Study: Drinking Water Contamination Linked to Fracking, Horizontal Drilling

Concentrations of methane in drinking water near gas wells six times higher than levels farther away

A new study is shedding more light on the environmental costs of shale gas extraction.

Led by Robert B. Jackson of Duke University, the study published Monday in the Proceedings of the National Academy of Sciences found that drinking water wells in close proximity to natural gas wells that use horizontal drilling or fracking were contaminated with stray gases including methane, ethane and propane, with methane concentrations an average of six times higher than those wells farther away.

"The methane, ethane and propane data, and new evidence from hydrocarbon and helium content, all suggest that drilling has affected some homeowners' water," lead author Robert B. Jackson, a professor of environmental sciences at Duke's Nicholas School of the Environment, said in a statement. "In a minority of cases the gas even looks Marcellus-like, probably caused by poor well construction."

The researchers, who studied 141 drinking water wells primarily in northeastern Pennsylvania, found methane in the drinking water of 82% of the houses sampled, and the methane concentrations in wells of homes less than one kilometer from a gas well were six times higher on average than those located farther away.

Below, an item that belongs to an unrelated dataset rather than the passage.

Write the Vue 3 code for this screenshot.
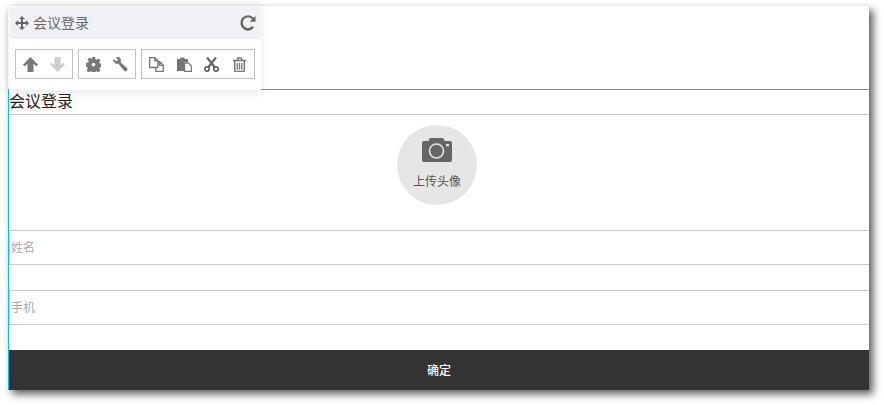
<script setup>
</script>

<template>
  <div class="stage">
    <div class="page">
      <div class="banner"></div>
      <div class="content">
        <div class="title">会议登录</div>
        <div class="avatar-row">
          <div class="avatar">
            <svg class="camera" viewBox="0 0 30 24" width="30" height="24">
              <path fill="#666" fill-rule="evenodd" d="M8 0h13l2 3h5a2 2 0 0 1 2 2v17a2 2 0 0 1-2 2H2a2 2 0 0 1-2-2V5a2 2 0 0 1 2-2h4.500zM14.500 5.200a7.800 7.800 0 1 0 0 15.600a7.800 7.800 0 0 0 0-15.600zM14.500 6.800a6.200 6.200 0 1 1 0 12.400a6.200 6.200 0 0 1 0-12.400zM24 6h3v2.200h-3z"/>
            </svg>
            <span class="avatar-text">上传头像</span>
          </div>
        </div>
        <div class="field"><span>姓名</span></div>
        <div class="gap"></div>
        <div class="field"><span>手机</span></div>
        <div class="gap"></div>
        <div class="button-row">确定</div>
      </div>
    </div>

    <div class="panel">
      <div class="panel-head">
        <svg class="move" viewBox="0 0 14 14" width="14" height="14">
          <path fill="#666" d="M7 0l3 3H8v3h3V4l3 3-3 3V8H8v3h2l-3 3-3-3h2V8H3v2L0 7l3-3v2h3V3H4z"/>
        </svg>
        <span class="panel-title">会议登录</span>
        <svg class="refresh" viewBox="0 0 16 16" width="16" height="16">
          <path fill="#666" d="M15.500 1v5.800H9.700l2.300-2.300A5 5 0 0 0 3 8a5 5 0 0 0 9 3l2.100 1.600A7.600 7.600 0 0 1 .5 8 7.600 7.600 0 0 1 13.700 2.800z"/>
        </svg>
      </div>
      <div class="panel-body">
        <div class="group">
          <svg viewBox="0 0 15 15" width="15" height="15"><path fill="#777" d="M7.500 0l7.500 7.800-1.800 1.500-2.700-2.600V15h-6V6.700L1.800 9.300 0 7.800z"/></svg>
          <svg viewBox="0 0 15 15" width="15" height="15"><path fill="#ccc" d="M7.500 15L0 7.200l1.800-1.500 2.700 2.600V0h6v8.300l2.700-2.600L15 7.200z"/></svg>
        </div>
        <div class="group">
          <svg viewBox="0 0 16 16" width="15" height="15"><path fill="#777" fill-rule="evenodd" d="M6.300 0h3.400l.4 2.300 1.300.6 1.900-1.300 2.100 2.100-1.300 1.900.6 1.300 2.300.4v3.400l-2.300.4-.6 1.300 1.300 1.900-2.100 2.100-1.900-1.300-1.300.6-.4 2.300H6.300l-.4-2.300-1.300-.6-1.900 1.300-2.100-2.100 1.300-1.900-.6-1.300L0 9.700V6.300l2.300-.4.6-1.300-1.300-1.900 2.100-2.100 1.900 1.300 1.300-.6zM8 6a2 2 0 1 0 0 4a2 2 0 0 0 0-4z"/></svg>
          <svg viewBox="0 0 16 16" width="15" height="15"><path fill="#777" d="M0 4.200L2.800 7a1.500 1.500 0 0 0 1.400.4l1.500-.4 6.400 8c1.400 1.500 4.400-1.400 3-2.900L8 5.700l.4-2.300A3.900 3.900 0 0 0 2.900 0l2.600 2.600L3.300 4.800.6 2.200z"/></svg>
        </div>
        <div class="group">
          <svg viewBox="0 0 15 15" width="15" height="15"><path fill="none" stroke="#777" stroke-width="1.300" d="M.7.700h5.300l2.800 2.800v7H.7zM9 4.700h1.800l3.500 3.500v6.100H6.800v-3.600M10.500 5v3.300h3.500M5.800 1v2.800h2.800"/></svg>
          <svg viewBox="0 0 15 15" width="15" height="15"><path fill="#777" d="M0 2h3.500V.5h4V2H11v3.500H7V14H0z"/><path fill="#fff" stroke="#777" stroke-width="1.200" d="M7.600 6.100h3.900l2.900 2.900v5.400H7.600z"/></svg>
          <svg viewBox="0 0 15 15" width="15" height="15"><path fill="none" stroke="#666" stroke-width="2.200" d="M3 .5l8 10M12 .5L4 10.500"/><circle cx="3" cy="12" r="2.200" fill="none" stroke="#666" stroke-width="1.800"/><circle cx="12" cy="12" r="2.200" fill="none" stroke="#666" stroke-width="1.800"/></svg>
          <svg viewBox="0 0 15 15" width="15" height="15"><path fill="none" stroke="#777" stroke-width="1.500" d="M2.700 4v9.500a1 1 0 0 0 1 1h7.600a1 1 0 0 0 1-1V4M1 3.600h13M5 3.400L6 1h3l1 2.400"/><path fill="none" stroke="#777" stroke-width="1.300" d="M5.300 6v6.800M7.500 6v6.800M9.700 6v6.800"/></svg>
        </div>
      </div>
    </div>
  </div>
</template>

<style>
html, body { margin: 0; background: #fff; }
</style>

<style scoped>
.stage {
  position: relative;
  width: 884px;
  height: 405px;
  overflow: hidden;
  background: #fff;
  font-family: "Noto Sans CJK SC", "Liberation Sans", sans-serif;
  box-sizing: border-box;
  padding: 6px 0 0 8px;
}
.page {
  width: 861px;
  height: 384px;
  box-shadow: 4px 4px 8px rgba(0, 0, 0, 0.65);
  background: #fff;
  display: flex;
  flex-direction: column;
}
.banner { height: 83px; flex: none; }
.content {
  flex: 1;
  border-left: 1px solid #00c3f3;
  border-top: 1px solid #00bdee;
  display: flex;
  flex-direction: column;
}
.title {
  height: 25px;
  box-sizing: border-box;
  flex: none;
  line-height: 20px;
  font-size: 16px;
  color: #222;
  border-bottom: 1px solid #ccc;
}
.avatar-row {
  height: 115px;
  flex: none;
  display: flex;
  justify-content: center;
  padding: 10px 4px 0 0;
  box-sizing: border-box;
}
.avatar {
  width: 80px;
  height: 80px;
  border-radius: 50%;
  background: #e6e6e6;
  display: flex;
  flex-direction: column;
  align-items: center;
}
.camera { margin-top: 13px; }
.avatar-text { font-size: 12px; color: #555; margin-top: 10px; line-height: 18px; }
.field {
  height: 35px;
  flex: none;
  box-sizing: border-box;
  border: 1px solid #ccc;
  border-right: none;
  font-size: 12px;
  color: #aaa;
  line-height: 31px;
  padding-left: 1px;
}
.gap { height: 25px; flex: none; }
.button-row {
  height: 40px;
  flex: none;
  background: #333;
  color: #fff;
  font-size: 12px;
  font-weight: 500;
  line-height: 39px;
  text-align: center;
}
.panel {
  position: absolute;
  left: 9px;
  top: 6px;
  width: 252px;
  height: 84px;
  background: #fff;
  box-shadow: 0 2px 10px rgba(0, 0, 0, 0.1);
  display: flex;
  flex-direction: column;
}
.panel-head {
  margin: 1px 1px 0;
  height: 32px;
  flex: none;
  background: #f0f0f5;
  display: flex;
  align-items: center;
  padding: 0 4px 0 5px;
}
.panel-title { font-size: 14px; line-height: 18px; padding-bottom: 2px; color: #666; margin-left: 4px; flex: 1; }
.panel-body { display: flex; gap: 5px; padding: 10px 6px; }
.group {
  height: 30px;
  box-sizing: border-box;
  border: 1px solid #c4c4c4;
  display: flex;
  align-items: center;
  justify-content: space-between;
  padding: 0 7px;
  width: 58px;
}
.group:last-child { width: 114px; }
</style>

A similar pattern emerged for ethane, with concentrations of the gas found 23 times higher on average for homes less than one kilometer from a gas well. The researchers found propane in 10 of the 133 homes they studied for this gas, all close to a gas well.

"The ethane and propane are signatures of fracking," USA Today reports Jackson as saying.

The Associated Press notes that the new study "is an expansion of a 2011 study that attracted widespread attention for its finding that drilling was polluting some water wells with methane."

"The new data reinforces our earlier observations that stray gases contaminate drinking water wells in some areas of the Marcellus shale," added Avner Vengosh, study co-author and professor of geochemistry and water quality at Duke's Nicholas School.

As DeSmogBlog's Steve Horn points out, "The Duke study offers food-for-thought in the hours leading up to President Obama's forthcoming announcement of a climate change legislative plan at Georgetown University, just a month after his Bureau of Land Management adopted the American Legislative Exchange Council (ALEC) model bill for fracking chemical fluid disclosure on public lands."